The event was hosted by Girl Scouts of Orange County and presented by United Healthcare and included breakfast, remarks by female leaders and experts on girl issues, and a panel discussion with corporate and community leaders.
Girl Scouts of the USA CEO Anna Maria Chávez gave the keynote address at the event, and urged community leaders to be advocates and mentors for today’s girls so that they are prepared and inspired to be tomorrow’s leaders. Chávez noted that the country needs to have the perspectives of both men and women addressing the country’s most difficult problems, and with just 16% of Congress and 2% of Fortune 500 CEO’s being female, society has a long way to go before achieving balance. Chavez also stated that having women in leadership positions makes better business sense, noting that studies show that companies with more female board members and executives outperform those with fewer women in leadership positions, demonstrating higher return on sales, high return on equity and higher return on invested capital.
Girl Scouts of Orange County CEO Nancy Nygren urged local business and community leaders to bring the message back to their colleagues and constituencies, commenting, “At Girl Scouts, we’re committed to helping girls be leaders in their own lives. But our call to action is bigger– these issues transcend any one organization or mission.”

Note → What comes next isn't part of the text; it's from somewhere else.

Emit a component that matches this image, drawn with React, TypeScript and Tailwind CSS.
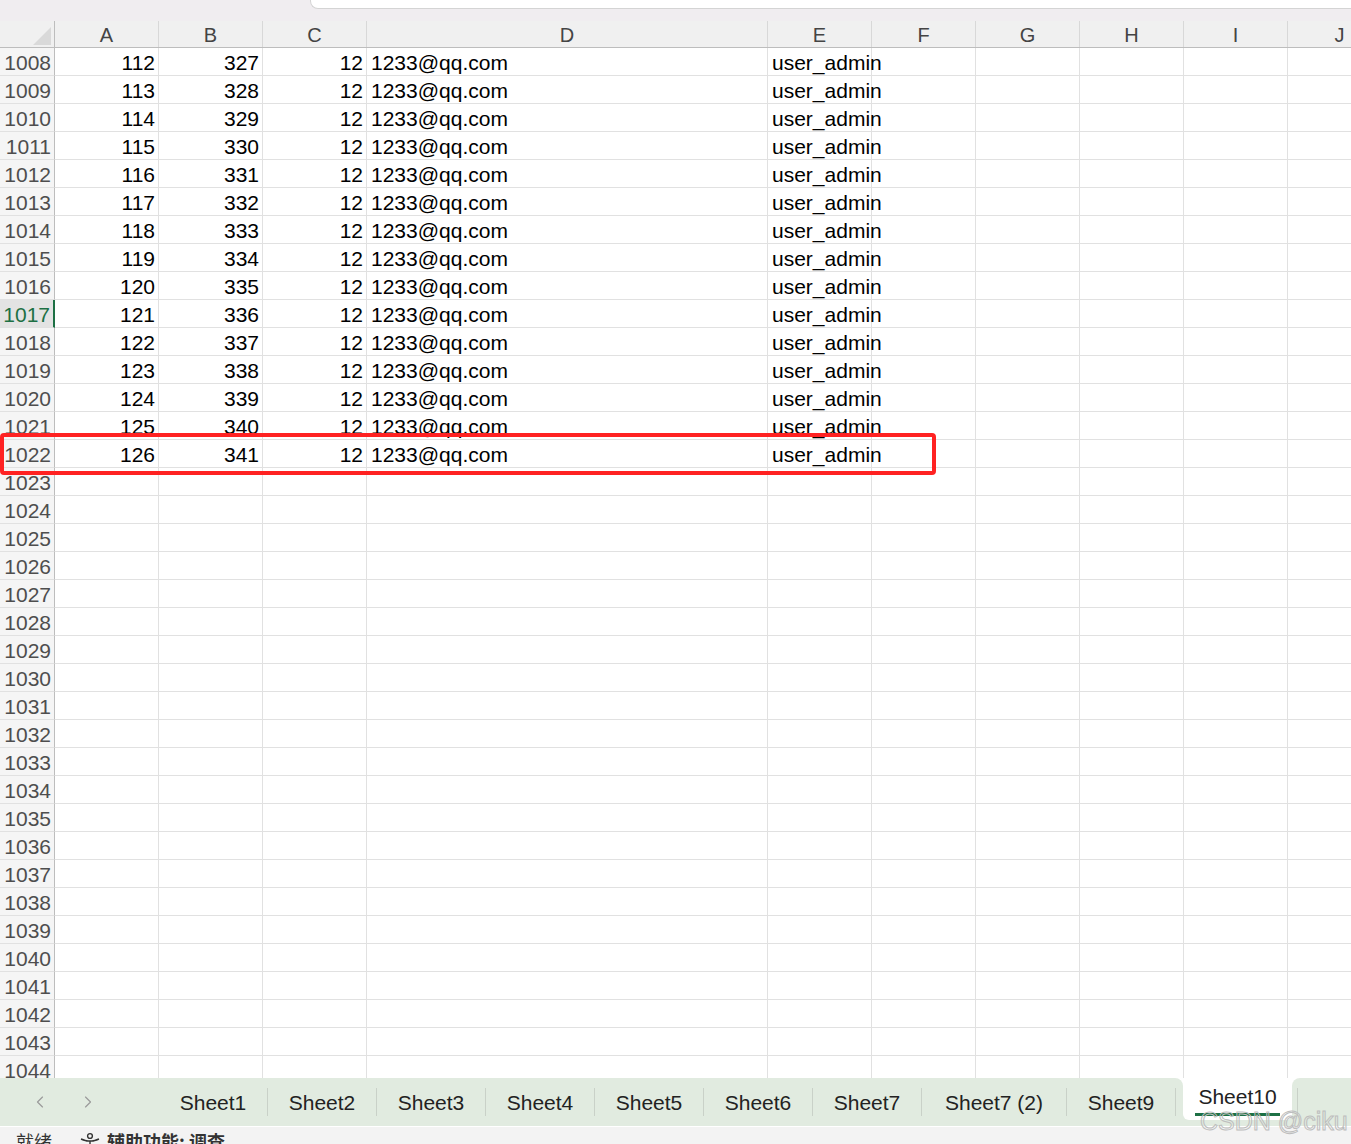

The event also included a message from Dr. JoAnn Deak, an author, educator and psychologist, who shared that male and female brains are designed differently, and parents and educators must encourage girls to take risks in their critical early years in order for them to reach their fullest potential. Voice for Girls concluded with a panel discussion on the issues facing women in the workplace that included Said Hilal, CEO of Applied Medical Resources Corporation, Dr. Judy Rosener, Professor Emerita at UCI’s Paul Merage School of Business and other local leaders.
2012 marks the 100th anniversary of the Girl Scouts, the preeminent leadership development organization for girls. Girl Scouts is the leading authority on girls’ healthy development, and builds girls of courage, confidence, and character, who make the world a better place. In Orange County, more than 23,000 Girl Scouts from every social and economic background are developing values, skills and abilities for success in the 21st century. According to a recent study conducted by the Girl Scout Research Institute in conjunction with an independent research firm, women who were Girl Scouts as children display significantly more positive life outcomes than non-Girl Scout alumnae. Girl Scout alumnae have higher perceptions of self, higher rates of volunteerism and civic engagement, higher rates of college education and higher household incomes than non-alumnae.